Raphael Lemkin believed in the rule of law. The absence of law, he argued, provided a shelter that allowed people to commit the most horrific of crimes — mass atrocities. Lemkin spent his life trying to convince the international community that law, and only law, could stop unspeakable cycles of violence. His dedication came from the recognition that — “It happened so many times” — the mass extermination of groups of people. Lemkin recognized a pattern from a very early age.
As a young Jewish lawyer in Poland, Lemkin watched Hitler’s rise to power with grave concern. In 1933, believing “a law” could stop Hitler, Lemkin submitted a proposal to the 5th International Conference for the Unification of Criminal Law (Lemkin’s “Madrid Report”). The proposal sought to outlaw the “premeditated destruction of racial, religious or social collectives.” Lemkin’s attempt to warn the international community was dismissed – his rationale virtually ignored.
Unable to convince his parents of the severity of the situation, Lemkin fled Poland alone in 1941 and made his way to America. He lost 49 members of his family to Nazi concentration camps.

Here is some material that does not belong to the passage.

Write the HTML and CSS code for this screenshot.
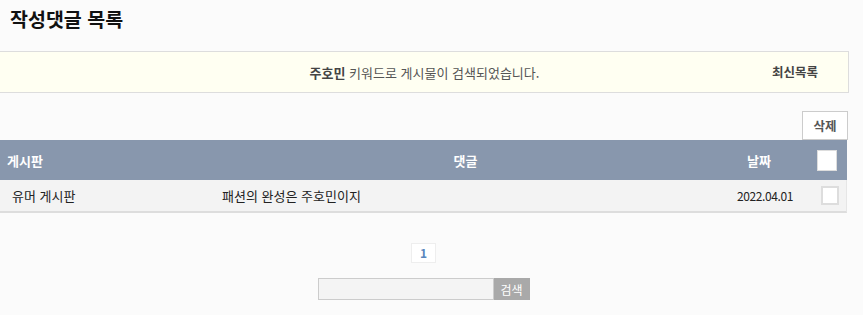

Winston Churchill spoke with uneasiness and distress in 1941 when he said, “we are in the presence of a crime without a name.”
Winston’s Churchill’s suggestion that “we are in the presence of a crime without a name” in 1941, was a call to action for Lemkin. He immediately set out to find a word to appropriately describe the horrific nature of mass atrocities. Working furiously, Lemkin believed if he could create a word – if he could give “the crime” a name – the international community would be able to stop “the crime”. Lemkin settled on “genocide” by combining the Greek word “geno”, meaning group or families, with the Latin word “cide”, meaning killing.
With renewed energy, Lemkin quickly promoted the word “genocide” at the newly formed United Nations. He was a constant presence, chasing down delegates to talk about the “new word.” Raphael Lemkin finally realized success in 1948 after decades of working tirelessly. The UN adopted the Convention on the Prevention and Punishment of the Crime of Genocide — which he helped draft and lobbied delegates to accept. However, Lemkin’s success was short-lived – the United States refused to ratify the convention.
Despite his commitment to humanity, Raphael Lemkin died alone and penniless, in 1959, in New York. Only a handful of people attended his funeral. He died almost as anonymously in New York as his family did in Nazi concentration camps.
The Beginning of Lemkin’s Pursuit
As a young teenage boy, Raphael Lemkin was deeply disturbed by the massacre of the Armenian people in the Ottoman Empire in 1915. It was inconceivable to Lemkin that nearly 2 million innocent people could be exterminated simply because they were Christian. His obsession with understanding the Armenian genocide intensified when he realized that the perpetrators of the atrocities were not held accountable for their crimes.
Lemkin’s disbelief escalated when Soghomon Tehlirian, a young Armenian man, who witnessed the execution of his entire family, shot and killed Talaat Pasha, one of the chief architects of the Armenian genocide. Tehlirian was immediately arrested and prosecuted. Lemkin asked his mother a simple question:
“Why is the killing of a million a lesser crime than the killing of a single individual?”
This question haunted him. Lemkin believed that if a single individual could order the deaths of millions of people, then one person also had the power to prevent such violence. It is because of this that Lemkin made it his life’s work to end genocide.